#### Data segment
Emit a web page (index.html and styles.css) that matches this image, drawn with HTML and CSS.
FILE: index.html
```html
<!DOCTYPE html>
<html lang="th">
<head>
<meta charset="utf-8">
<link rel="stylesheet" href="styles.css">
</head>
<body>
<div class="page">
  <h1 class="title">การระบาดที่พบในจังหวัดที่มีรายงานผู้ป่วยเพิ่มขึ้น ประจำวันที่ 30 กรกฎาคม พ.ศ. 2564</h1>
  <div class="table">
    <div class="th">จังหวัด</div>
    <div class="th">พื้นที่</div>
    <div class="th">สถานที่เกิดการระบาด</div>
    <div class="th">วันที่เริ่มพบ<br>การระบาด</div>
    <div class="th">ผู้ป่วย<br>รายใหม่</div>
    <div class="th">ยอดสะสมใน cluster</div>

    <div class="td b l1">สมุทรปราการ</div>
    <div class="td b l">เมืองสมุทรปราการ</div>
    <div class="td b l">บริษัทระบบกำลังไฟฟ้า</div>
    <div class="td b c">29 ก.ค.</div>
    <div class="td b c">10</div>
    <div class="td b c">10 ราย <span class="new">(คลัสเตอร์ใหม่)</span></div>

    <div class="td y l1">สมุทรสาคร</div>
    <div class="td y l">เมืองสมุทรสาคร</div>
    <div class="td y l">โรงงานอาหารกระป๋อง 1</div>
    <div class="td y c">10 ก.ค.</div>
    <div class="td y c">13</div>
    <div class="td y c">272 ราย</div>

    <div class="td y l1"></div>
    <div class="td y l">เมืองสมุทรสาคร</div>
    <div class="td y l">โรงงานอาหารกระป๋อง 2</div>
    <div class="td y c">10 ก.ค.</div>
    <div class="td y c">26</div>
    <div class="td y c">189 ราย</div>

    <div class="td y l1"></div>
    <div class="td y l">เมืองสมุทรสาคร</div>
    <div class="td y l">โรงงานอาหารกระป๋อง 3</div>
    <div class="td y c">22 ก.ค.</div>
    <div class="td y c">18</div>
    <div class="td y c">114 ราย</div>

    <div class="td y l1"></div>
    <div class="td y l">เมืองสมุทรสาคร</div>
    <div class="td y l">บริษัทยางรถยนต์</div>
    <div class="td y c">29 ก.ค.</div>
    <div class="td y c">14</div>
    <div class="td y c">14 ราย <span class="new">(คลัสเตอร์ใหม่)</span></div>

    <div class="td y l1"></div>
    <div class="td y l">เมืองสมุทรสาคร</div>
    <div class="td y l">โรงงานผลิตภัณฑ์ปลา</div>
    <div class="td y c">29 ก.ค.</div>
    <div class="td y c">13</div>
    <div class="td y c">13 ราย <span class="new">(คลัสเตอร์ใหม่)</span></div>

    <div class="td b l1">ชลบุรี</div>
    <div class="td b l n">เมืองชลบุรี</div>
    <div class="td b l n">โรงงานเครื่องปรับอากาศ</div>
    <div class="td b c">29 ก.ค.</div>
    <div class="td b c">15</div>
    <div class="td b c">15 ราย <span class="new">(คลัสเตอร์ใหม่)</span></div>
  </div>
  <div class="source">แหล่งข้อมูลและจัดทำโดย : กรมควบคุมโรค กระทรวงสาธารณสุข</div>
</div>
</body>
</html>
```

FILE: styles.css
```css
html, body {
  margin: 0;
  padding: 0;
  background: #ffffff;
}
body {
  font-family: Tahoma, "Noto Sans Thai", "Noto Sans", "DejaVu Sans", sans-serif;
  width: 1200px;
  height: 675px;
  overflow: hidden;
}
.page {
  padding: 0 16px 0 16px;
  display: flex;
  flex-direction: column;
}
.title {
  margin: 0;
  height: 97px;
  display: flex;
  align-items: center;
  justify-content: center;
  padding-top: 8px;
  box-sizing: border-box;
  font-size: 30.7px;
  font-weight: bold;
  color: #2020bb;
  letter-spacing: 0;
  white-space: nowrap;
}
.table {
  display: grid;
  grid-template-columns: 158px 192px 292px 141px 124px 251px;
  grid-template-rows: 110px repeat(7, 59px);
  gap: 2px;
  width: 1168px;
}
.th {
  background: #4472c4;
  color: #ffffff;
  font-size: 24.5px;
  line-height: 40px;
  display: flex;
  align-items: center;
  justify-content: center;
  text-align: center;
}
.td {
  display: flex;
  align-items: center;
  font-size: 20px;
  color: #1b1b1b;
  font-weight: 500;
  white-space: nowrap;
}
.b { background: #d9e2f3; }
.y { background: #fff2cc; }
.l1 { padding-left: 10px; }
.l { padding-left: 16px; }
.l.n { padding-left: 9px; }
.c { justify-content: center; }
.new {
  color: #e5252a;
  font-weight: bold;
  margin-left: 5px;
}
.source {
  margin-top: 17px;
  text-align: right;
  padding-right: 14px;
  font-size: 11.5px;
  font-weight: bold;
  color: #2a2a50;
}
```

#### What is asked
Write out the material from the first line to the last, exactly.

#### Reply
Emit a web page (index.html and styles.css) that matches this image, drawn with HTML and CSS.
FILE: index.html
```html
<!DOCTYPE html>
<html lang="th">
<head>
<meta charset="utf-8">
<link rel="stylesheet" href="styles.css">
</head>
<body>
<div class="page">
  <h1 class="title">การระบาดที่พบในจังหวัดที่มีรายงานผู้ป่วยเพิ่มขึ้น ประจำวันที่ 30 กรกฎาคม พ.ศ. 2564</h1>
  <div class="table">
    <div class="th">จังหวัด</div>
    <div class="th">พื้นที่</div>
    <div class="th">สถานที่เกิดการระบาด</div>
    <div class="th">วันที่เริ่มพบ<br>การระบาด</div>
    <div class="th">ผู้ป่วย<br>รายใหม่</div>
    <div class="th">ยอดสะสมใน cluster</div>

    <div class="td b l1">สมุทรปราการ</div>
    <div class="td b l">เมืองสมุทรปราการ</div>
    <div class="td b l">บริษัทระบบกำลังไฟฟ้า</div>
    <div class="td b c">29 ก.ค.</div>
    <div class="td b c">10</div>
    <div class="td b c">10 ราย <span class="new">(คลัสเตอร์ใหม่)</span></div>

    <div class="td y l1">สมุทรสาคร</div>
    <div class="td y l">เมืองสมุทรสาคร</div>
    <div class="td y l">โรงงานอาหารกระป๋อง 1</div>
    <div class="td y c">10 ก.ค.</div>
    <div class="td y c">13</div>
    <div class="td y c">272 ราย</div>

    <div class="td y l1"></div>
    <div class="td y l">เมืองสมุทรสาคร</div>
    <div class="td y l">โรงงานอาหารกระป๋อง 2</div>
    <div class="td y c">10 ก.ค.</div>
    <div class="td y c">26</div>
    <div class="td y c">189 ราย</div>

    <div class="td y l1"></div>
    <div class="td y l">เมืองสมุทรสาคร</div>
    <div class="td y l">โรงงานอาหารกระป๋อง 3</div>
    <div class="td y c">22 ก.ค.</div>
    <div class="td y c">18</div>
    <div class="td y c">114 ราย</div>

    <div class="td y l1"></div>
    <div class="td y l">เมืองสมุทรสาคร</div>
    <div class="td y l">บริษัทยางรถยนต์</div>
    <div class="td y c">29 ก.ค.</div>
    <div class="td y c">14</div>
    <div class="td y c">14 ราย <span class="new">(คลัสเตอร์ใหม่)</span></div>

    <div class="td y l1"></div>
    <div class="td y l">เมืองสมุทรสาคร</div>
    <div class="td y l">โรงงานผลิตภัณฑ์ปลา</div>
    <div class="td y c">29 ก.ค.</div>
    <div class="td y c">13</div>
    <div class="td y c">13 ราย <span class="new">(คลัสเตอร์ใหม่)</span></div>

    <div class="td b l1">ชลบุรี</div>
    <div class="td b l n">เมืองชลบุรี</div>
    <div class="td b l n">โรงงานเครื่องปรับอากาศ</div>
    <div class="td b c">29 ก.ค.</div>
    <div class="td b c">15</div>
    <div class="td b c">15 ราย <span class="new">(คลัสเตอร์ใหม่)</span></div>
  </div>
  <div class="source">แหล่งข้อมูลและจัดทำโดย : กรมควบคุมโรค กระทรวงสาธารณสุข</div>
</div>
</body>
</html>
```

FILE: styles.css
```css
html, body {
  margin: 0;
  padding: 0;
  background: #ffffff;
}
body {
  font-family: Tahoma, "Noto Sans Thai", "Noto Sans", "DejaVu Sans", sans-serif;
  width: 1200px;
  height: 675px;
  overflow: hidden;
}
.page {
  padding: 0 16px 0 16px;
  display: flex;
  flex-direction: column;
}
.title {
  margin: 0;
  height: 97px;
  display: flex;
  align-items: center;
  justify-content: center;
  padding-top: 8px;
  box-sizing: border-box;
  font-size: 30.7px;
  font-weight: bold;
  color: #2020bb;
  letter-spacing: 0;
  white-space: nowrap;
}
.table {
  display: grid;
  grid-template-columns: 158px 192px 292px 141px 124px 251px;
  grid-template-rows: 110px repeat(7, 59px);
  gap: 2px;
  width: 1168px;
}
.th {
  background: #4472c4;
  color: #ffffff;
  font-size: 24.5px;
  line-height: 40px;
  display: flex;
  align-items: center;
  justify-content: center;
  text-align: center;
}
.td {
  display: flex;
  align-items: center;
  font-size: 20px;
  color: #1b1b1b;
  font-weight: 500;
  white-space: nowrap;
}
.b { background: #d9e2f3; }
.y { background: #fff2cc; }
.l1 { padding-left: 10px; }
.l { padding-left: 16px; }
.l.n { padding-left: 9px; }
.c { justify-content: center; }
.new {
  color: #e5252a;
  font-weight: bold;
  margin-left: 5px;
}
.source {
  margin-top: 17px;
  text-align: right;
  padding-right: 14px;
  font-size: 11.5px;
  font-weight: bold;
  color: #2a2a50;
}
```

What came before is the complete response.